Implementation challenges remain substantial. The 24-hour target assumes TEKUN Nasional maintains adequate staffing across all branches, develops reliable real-time verification systems, and establishes clear approval protocols preventing unnecessary delays. Previous government digital initiatives have faltered during rollout phases when branch capacity and technical infrastructure proved insufficient. The two to three-month pilot window will prove critical in identifying whether processing bottlenecks derive from documentation review, credit assessment, or purely bureaucratic delays.

Regional context matters considerably here. Singapore's fintech ecosystem processes SME loans within hours through fully digital systems, while Indonesia's government-backed platforms aim for similar targets. Malaysia's initiative positions the country within regional competitive dynamics around MSME financing speed and accessibility. Successful execution could reinforce Malaysia's position as Southeast Asia's leading MSME finance destination, while delays might accelerate entrepreneur migration toward private fintech alternatives and regional competitors.

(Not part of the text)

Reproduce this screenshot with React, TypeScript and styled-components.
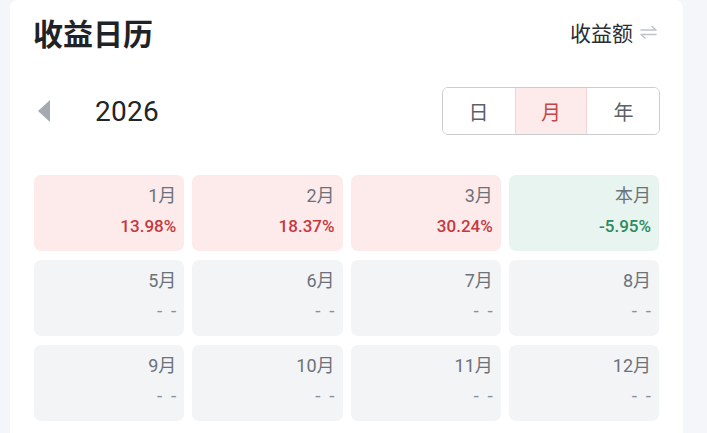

The announcement reflects broader recognition that MSME growth constraints stem partly from time-to-capital rather than capital availability alone. Entrepreneurs facing 30-day approval timelines may lose market opportunities, defer growth investments, or deplete cash reserves managing operational needs. Collapsing timelines to 24 hours removes this temporal penalty, enabling more dynamic business responses. This represents less a supply-side expansion than a systemic efficiency improvement, making existing capital pools function more effectively for entrepreneurial deployment.